◆ **Material**
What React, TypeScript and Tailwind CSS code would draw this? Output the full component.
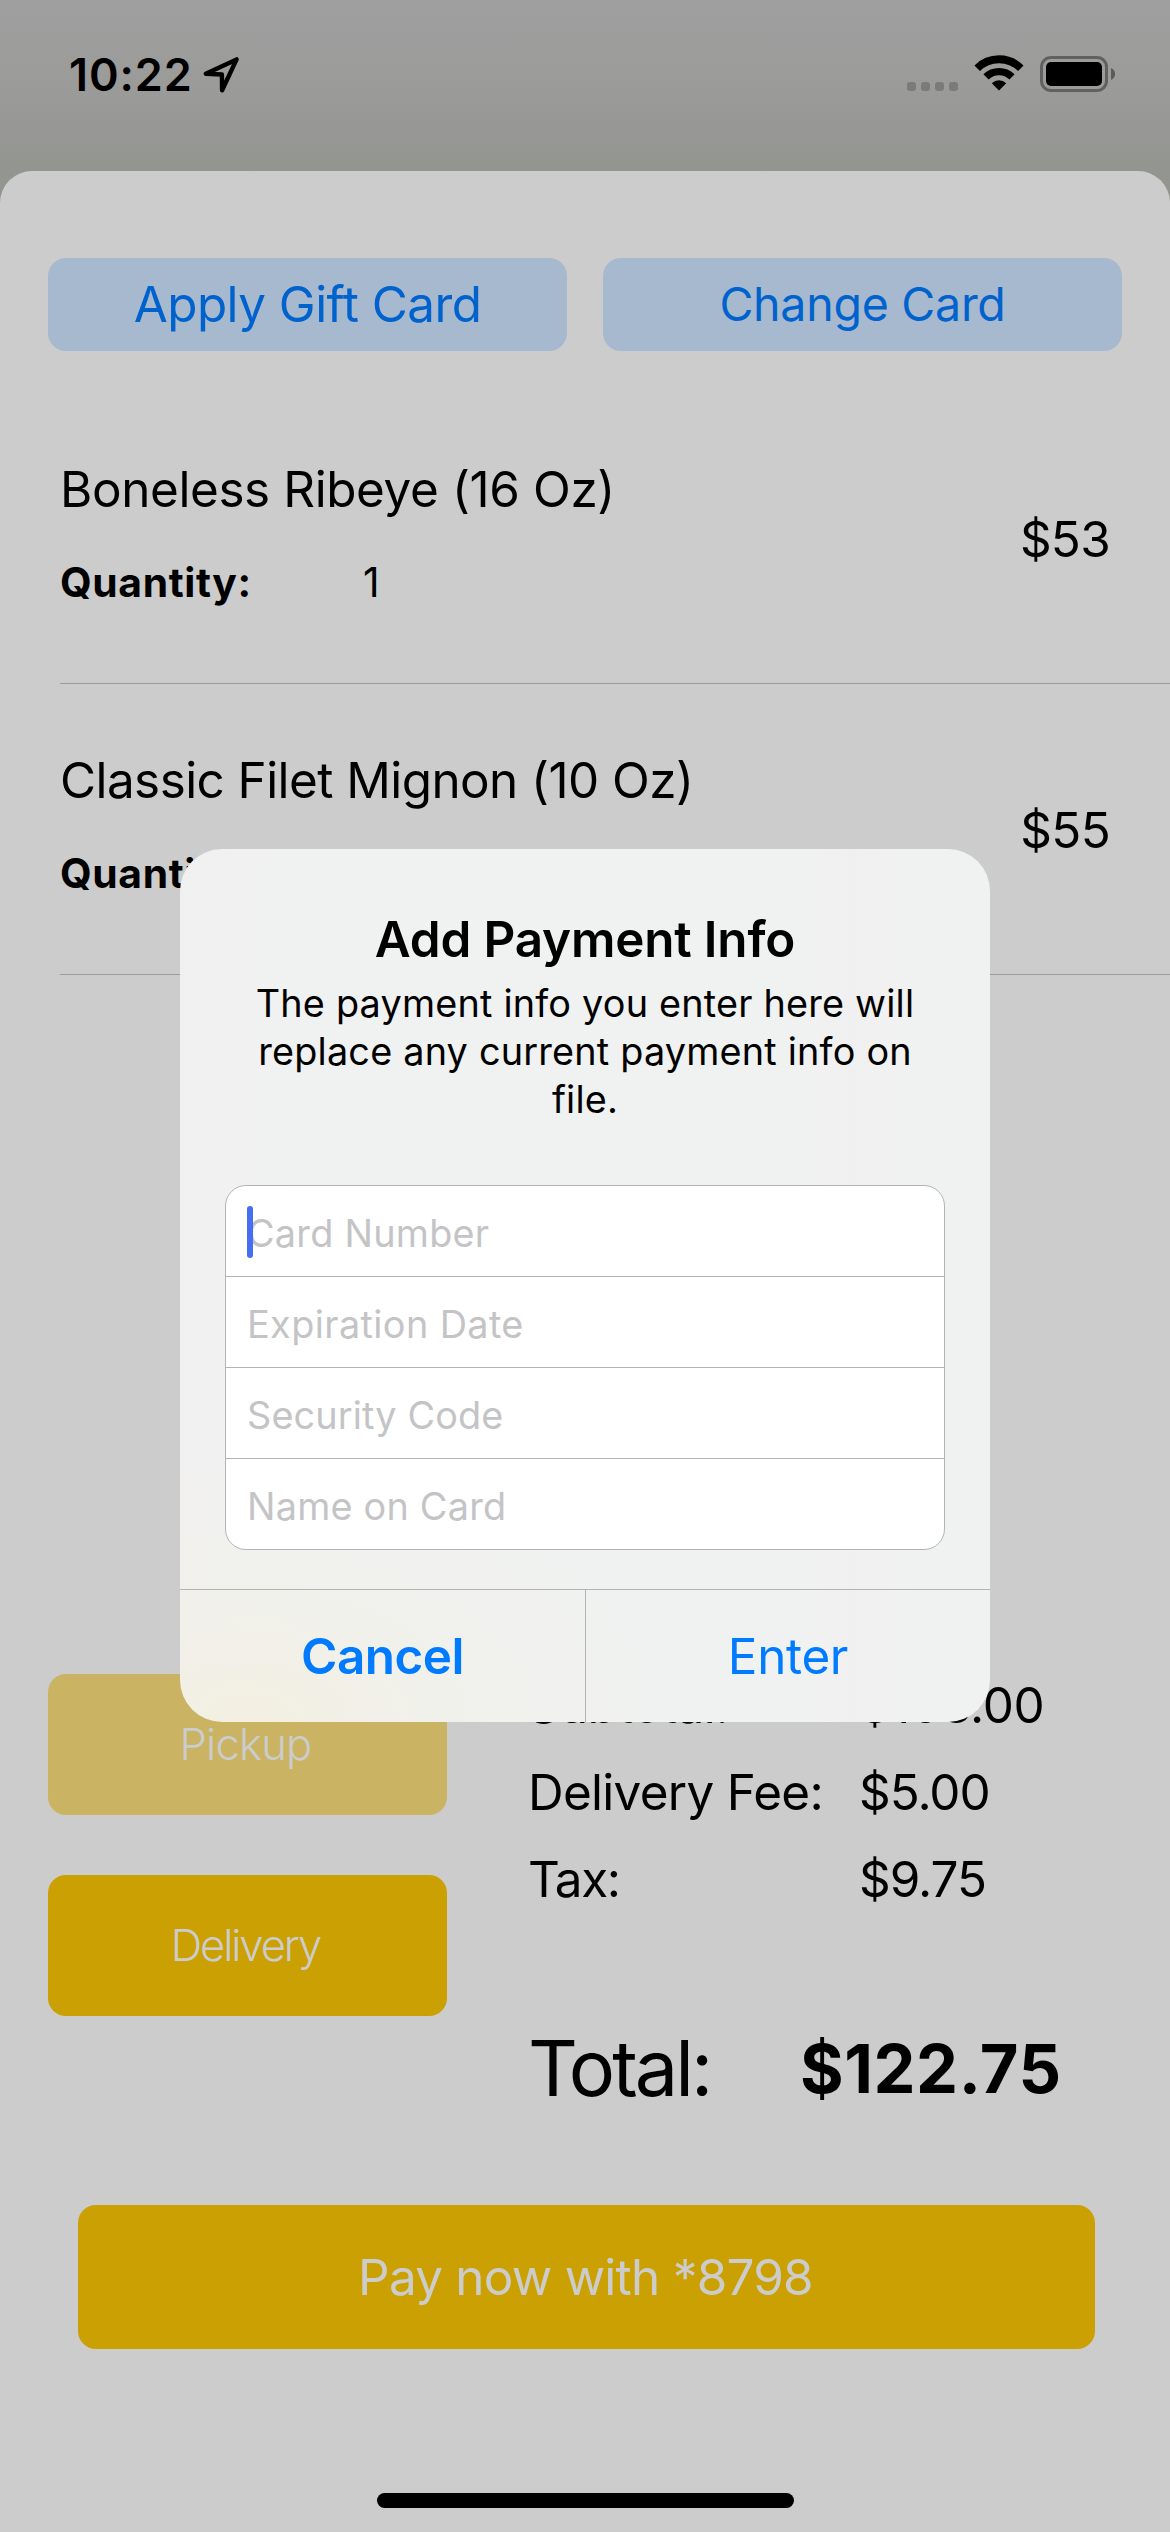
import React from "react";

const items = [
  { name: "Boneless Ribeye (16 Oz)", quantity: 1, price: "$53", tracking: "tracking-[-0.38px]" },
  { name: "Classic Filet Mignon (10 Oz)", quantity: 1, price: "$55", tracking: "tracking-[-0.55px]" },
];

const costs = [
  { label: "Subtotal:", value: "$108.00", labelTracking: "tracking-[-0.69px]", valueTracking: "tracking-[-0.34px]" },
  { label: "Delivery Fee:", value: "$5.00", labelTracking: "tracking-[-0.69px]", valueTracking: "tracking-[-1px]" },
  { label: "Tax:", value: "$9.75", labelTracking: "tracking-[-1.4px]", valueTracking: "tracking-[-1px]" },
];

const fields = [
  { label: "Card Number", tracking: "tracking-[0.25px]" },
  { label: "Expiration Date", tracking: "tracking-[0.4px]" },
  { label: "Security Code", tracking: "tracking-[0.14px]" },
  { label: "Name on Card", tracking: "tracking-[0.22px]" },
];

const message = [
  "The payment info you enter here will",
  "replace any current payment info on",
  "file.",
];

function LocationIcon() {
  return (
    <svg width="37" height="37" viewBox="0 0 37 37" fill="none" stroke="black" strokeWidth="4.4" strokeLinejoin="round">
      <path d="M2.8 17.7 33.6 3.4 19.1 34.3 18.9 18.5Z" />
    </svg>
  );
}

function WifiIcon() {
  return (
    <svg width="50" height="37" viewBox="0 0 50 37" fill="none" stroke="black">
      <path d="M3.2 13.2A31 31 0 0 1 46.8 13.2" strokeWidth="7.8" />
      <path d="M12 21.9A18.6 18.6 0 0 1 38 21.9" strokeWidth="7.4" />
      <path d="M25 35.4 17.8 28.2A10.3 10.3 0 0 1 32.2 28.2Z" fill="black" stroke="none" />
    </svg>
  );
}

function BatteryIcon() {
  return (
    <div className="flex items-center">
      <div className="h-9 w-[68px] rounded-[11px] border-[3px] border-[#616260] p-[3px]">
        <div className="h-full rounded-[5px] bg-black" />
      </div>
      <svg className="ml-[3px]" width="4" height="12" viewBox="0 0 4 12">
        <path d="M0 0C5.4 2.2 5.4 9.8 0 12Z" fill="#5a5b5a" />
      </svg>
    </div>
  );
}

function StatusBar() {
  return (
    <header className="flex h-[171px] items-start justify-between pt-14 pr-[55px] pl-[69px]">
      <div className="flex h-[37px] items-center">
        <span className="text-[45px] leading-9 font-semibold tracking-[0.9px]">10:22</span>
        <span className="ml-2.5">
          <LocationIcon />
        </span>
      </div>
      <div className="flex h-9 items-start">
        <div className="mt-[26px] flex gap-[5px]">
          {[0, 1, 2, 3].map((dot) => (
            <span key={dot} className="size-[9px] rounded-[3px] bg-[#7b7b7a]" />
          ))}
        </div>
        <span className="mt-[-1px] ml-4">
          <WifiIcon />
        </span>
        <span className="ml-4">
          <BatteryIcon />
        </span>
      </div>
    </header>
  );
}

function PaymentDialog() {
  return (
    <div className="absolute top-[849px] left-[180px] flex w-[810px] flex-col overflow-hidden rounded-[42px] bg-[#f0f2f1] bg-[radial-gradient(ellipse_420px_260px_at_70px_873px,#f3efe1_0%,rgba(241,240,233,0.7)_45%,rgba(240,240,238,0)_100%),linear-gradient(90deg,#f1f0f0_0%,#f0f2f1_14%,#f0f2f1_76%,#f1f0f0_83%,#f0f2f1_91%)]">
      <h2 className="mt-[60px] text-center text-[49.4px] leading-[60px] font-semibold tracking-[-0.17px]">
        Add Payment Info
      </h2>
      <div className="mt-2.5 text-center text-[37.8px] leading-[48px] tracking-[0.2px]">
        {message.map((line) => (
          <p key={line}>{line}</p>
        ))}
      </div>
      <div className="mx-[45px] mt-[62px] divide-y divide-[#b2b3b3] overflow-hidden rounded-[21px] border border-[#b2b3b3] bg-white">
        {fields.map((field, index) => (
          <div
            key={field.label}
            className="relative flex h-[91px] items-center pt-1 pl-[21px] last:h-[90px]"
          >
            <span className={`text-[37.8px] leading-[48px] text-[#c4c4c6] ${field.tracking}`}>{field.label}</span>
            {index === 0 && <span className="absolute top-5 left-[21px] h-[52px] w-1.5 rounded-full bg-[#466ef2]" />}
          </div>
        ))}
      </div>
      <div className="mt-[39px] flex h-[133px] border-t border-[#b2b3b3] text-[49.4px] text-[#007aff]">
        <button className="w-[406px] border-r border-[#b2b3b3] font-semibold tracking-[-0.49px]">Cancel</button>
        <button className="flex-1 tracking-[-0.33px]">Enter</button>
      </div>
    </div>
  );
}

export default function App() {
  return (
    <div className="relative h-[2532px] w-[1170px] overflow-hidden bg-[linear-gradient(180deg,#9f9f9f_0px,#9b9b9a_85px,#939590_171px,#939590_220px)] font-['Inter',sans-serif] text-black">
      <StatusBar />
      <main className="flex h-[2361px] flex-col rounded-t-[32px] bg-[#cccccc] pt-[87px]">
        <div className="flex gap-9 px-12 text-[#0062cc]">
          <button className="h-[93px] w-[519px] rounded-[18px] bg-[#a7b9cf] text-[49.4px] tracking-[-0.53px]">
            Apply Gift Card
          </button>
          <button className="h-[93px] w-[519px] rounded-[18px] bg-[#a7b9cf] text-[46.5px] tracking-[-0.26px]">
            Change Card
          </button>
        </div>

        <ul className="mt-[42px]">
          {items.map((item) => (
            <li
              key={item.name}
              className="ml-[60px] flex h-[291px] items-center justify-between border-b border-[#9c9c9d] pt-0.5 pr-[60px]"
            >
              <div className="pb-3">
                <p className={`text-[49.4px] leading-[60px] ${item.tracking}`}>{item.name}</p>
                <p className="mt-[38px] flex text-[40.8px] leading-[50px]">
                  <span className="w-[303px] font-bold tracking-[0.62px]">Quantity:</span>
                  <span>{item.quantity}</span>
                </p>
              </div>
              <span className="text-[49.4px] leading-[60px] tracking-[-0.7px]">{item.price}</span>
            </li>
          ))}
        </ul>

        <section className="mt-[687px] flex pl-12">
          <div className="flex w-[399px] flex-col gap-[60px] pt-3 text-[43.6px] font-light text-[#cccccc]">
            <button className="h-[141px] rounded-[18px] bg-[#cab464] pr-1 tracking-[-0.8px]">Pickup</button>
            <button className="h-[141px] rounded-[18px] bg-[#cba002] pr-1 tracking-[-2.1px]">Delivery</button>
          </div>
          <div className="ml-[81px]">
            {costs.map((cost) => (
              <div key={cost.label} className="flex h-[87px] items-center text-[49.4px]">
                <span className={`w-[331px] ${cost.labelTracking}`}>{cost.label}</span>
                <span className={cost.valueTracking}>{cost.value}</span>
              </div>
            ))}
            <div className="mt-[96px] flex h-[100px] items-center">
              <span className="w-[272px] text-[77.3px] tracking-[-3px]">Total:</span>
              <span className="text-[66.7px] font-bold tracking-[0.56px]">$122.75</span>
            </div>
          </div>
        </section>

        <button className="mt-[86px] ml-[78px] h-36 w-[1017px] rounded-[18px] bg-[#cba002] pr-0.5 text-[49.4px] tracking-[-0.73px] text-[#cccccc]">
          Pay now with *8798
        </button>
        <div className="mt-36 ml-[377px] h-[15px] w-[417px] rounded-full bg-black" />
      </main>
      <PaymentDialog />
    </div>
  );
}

◆ **Exercise objective**
Please extract exactly the lines of the data, from the first through the line containing "import React from", and add no pictures to the copy.

◆ **Output for this exercise**
What React, TypeScript and Tailwind CSS code would draw this? Output the full component.
import React from "react";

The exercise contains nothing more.